Exercise: Leaving out every picture, quote the data below exactly as it appears.

Data lines:
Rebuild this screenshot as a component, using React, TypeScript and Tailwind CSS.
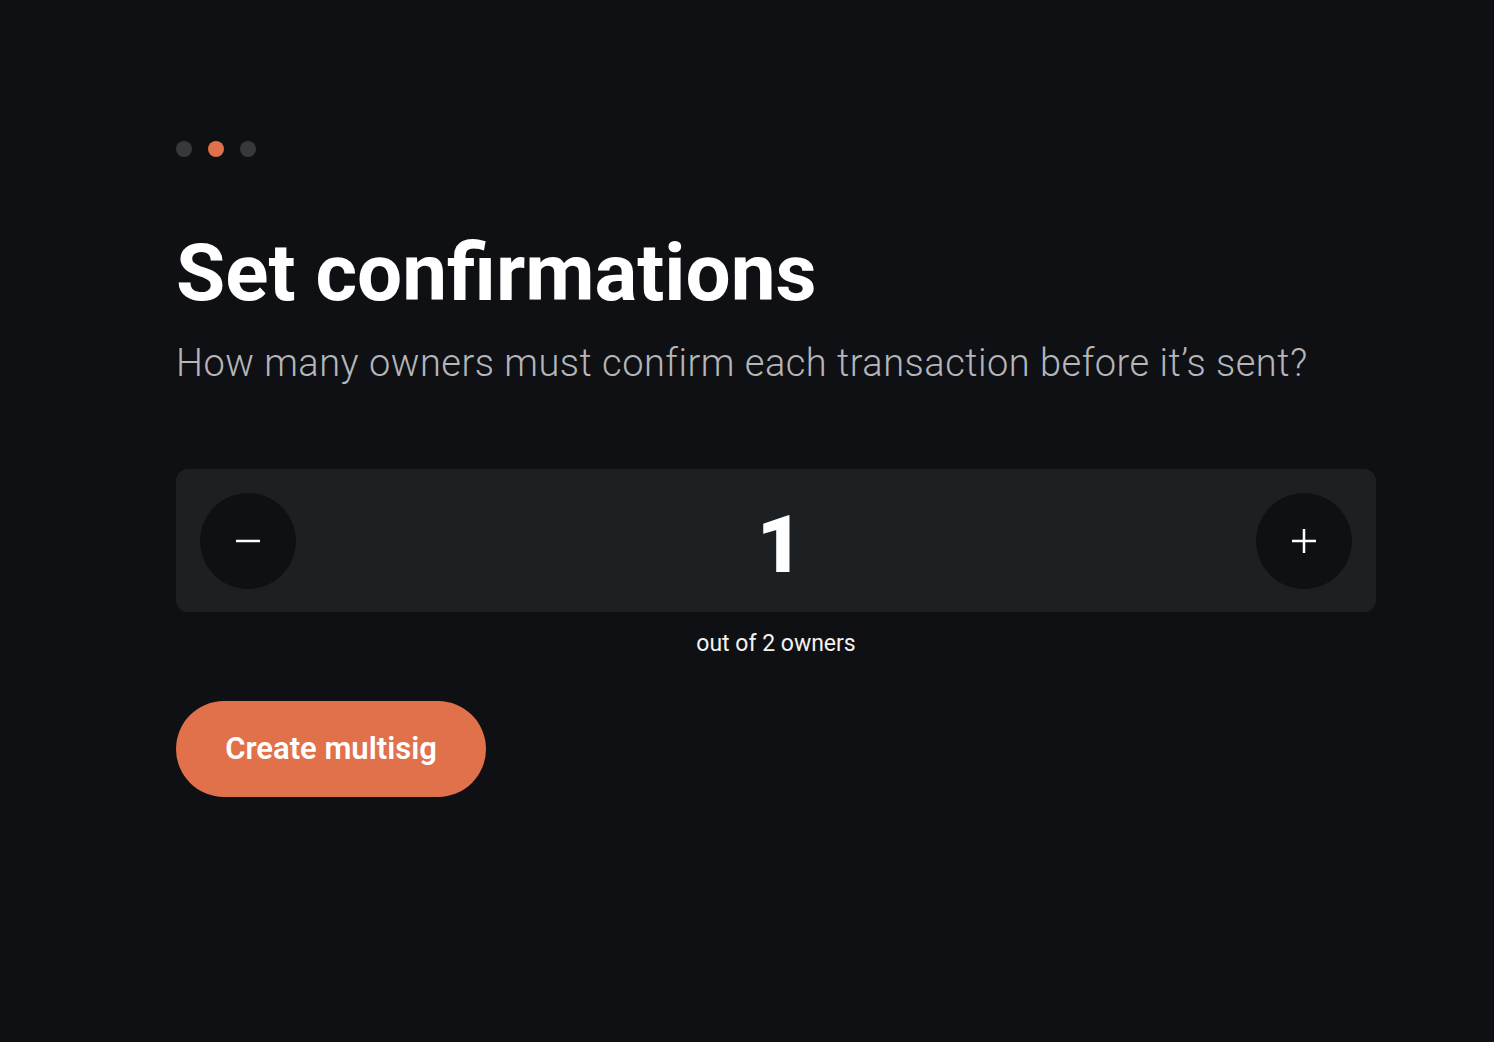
import { useState } from "react";

const font = { fontFamily: "Roboto, 'Noto Sans', sans-serif" };

export default function App() {
  const [count, setCount] = useState<number>(1);
  const owners = 2;

  return (
    <div
      className="min-h-[1042px] w-full bg-[#0f1014] text-white"
      style={font}
    >
      <div className="flex flex-col pl-[176px] pr-[118px] pt-[141px]">
        {/* Step dots */}
        <div className="flex items-center gap-4">
          <span className="h-4 w-4 rounded-full bg-[#37393a]" />
          <span className="h-4 w-4 rounded-full bg-[#e0714a]" />
          <span className="h-4 w-4 rounded-full bg-[#37393a]" />
        </div>

        {/* Header */}
        <h1 className="mt-[71px] text-[80px] font-bold leading-[90px]">
          Set confirmations
        </h1>
        <p className="mt-[23px] text-[38px] font-light leading-[44px] tracking-[0.5px] text-[#b4b6b9]">
          How many owners must confirm each transaction before it’s sent?
        </p>

        {/* Stepper */}
        <div className="mt-[84px] flex h-[143px] w-[1200px] items-center justify-between rounded-xl bg-[#1d2022] px-6">
          <button
            onClick={() => setCount((c) => Math.max(1, c - 1))}
            className="flex h-24 w-24 items-center justify-center rounded-full bg-[#0f1014]"
          >
            <svg width="26" height="26" viewBox="0 0 26 26">
              <path d="M1 13h24" stroke="white" strokeWidth="2.5" />
            </svg>
          </button>
          <span className="pl-2 pt-2 text-[80px] font-black leading-none">{count}</span>
          <button
            onClick={() => setCount((c) => Math.min(owners, c + 1))}
            className="flex h-24 w-24 items-center justify-center rounded-full bg-[#0f1014]"
          >
            <svg width="26" height="26" viewBox="0 0 26 26">
              <path d="M1 13h24M13 1v24" stroke="white" strokeWidth="2.5" />
            </svg>
          </button>
        </div>
        <p className="mt-[18px] w-[1200px] text-center text-[23px] leading-[28px] text-[#f2f2f2]">
          out of {owners} owners
        </p>

        {/* Submit */}
        <button className="mt-[43px] flex h-24 w-[310px] items-center justify-center rounded-full bg-[#e0714a] text-[31px] font-semibold text-white">
          Create multisig
        </button>
      </div>
    </div>
  );
}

Result of this task:
Rebuild this screenshot as a component, using React, TypeScript and Tailwind CSS.
import { useState } from "react";

const font = { fontFamily: "Roboto, 'Noto Sans', sans-serif" };

export default function App() {
  const [count, setCount] = useState<number>(1);
  const owners = 2;

  return (
    <div
      className="min-h-[1042px] w-full bg-[#0f1014] text-white"
      style={font}
    >
      <div className="flex flex-col pl-[176px] pr-[118px] pt-[141px]">
        {/* Step dots */}
        <div className="flex items-center gap-4">
          <span className="h-4 w-4 rounded-full bg-[#37393a]" />
          <span className="h-4 w-4 rounded-full bg-[#e0714a]" />
          <span className="h-4 w-4 rounded-full bg-[#37393a]" />
        </div>

        {/* Header */}
        <h1 className="mt-[71px] text-[80px] font-bold leading-[90px]">
          Set confirmations
        </h1>
        <p className="mt-[23px] text-[38px] font-light leading-[44px] tracking-[0.5px] text-[#b4b6b9]">
          How many owners must confirm each transaction before it’s sent?
        </p>

        {/* Stepper */}
        <div className="mt-[84px] flex h-[143px] w-[1200px] items-center justify-between rounded-xl bg-[#1d2022] px-6">
          <button
            onClick={() => setCount((c) => Math.max(1, c - 1))}
            className="flex h-24 w-24 items-center justify-center rounded-full bg-[#0f1014]"
          >
            <svg width="26" height="26" viewBox="0 0 26 26">
              <path d="M1 13h24" stroke="white" strokeWidth="2.5" />
            </svg>
          </button>
          <span className="pl-2 pt-2 text-[80px] font-black leading-none">{count}</span>
          <button
            onClick={() => setCount((c) => Math.min(owners, c + 1))}
            className="flex h-24 w-24 items-center justify-center rounded-full bg-[#0f1014]"
          >
            <svg width="26" height="26" viewBox="0 0 26 26">
              <path d="M1 13h24M13 1v24" stroke="white" strokeWidth="2.5" />
            </svg>
          </button>
        </div>
        <p className="mt-[18px] w-[1200px] text-center text-[23px] leading-[28px] text-[#f2f2f2]">
          out of {owners} owners
        </p>

        {/* Submit */}
        <button className="mt-[43px] flex h-24 w-[310px] items-center justify-center rounded-full bg-[#e0714a] text-[31px] font-semibold text-white">
          Create multisig
        </button>
      </div>
    </div>
  );
}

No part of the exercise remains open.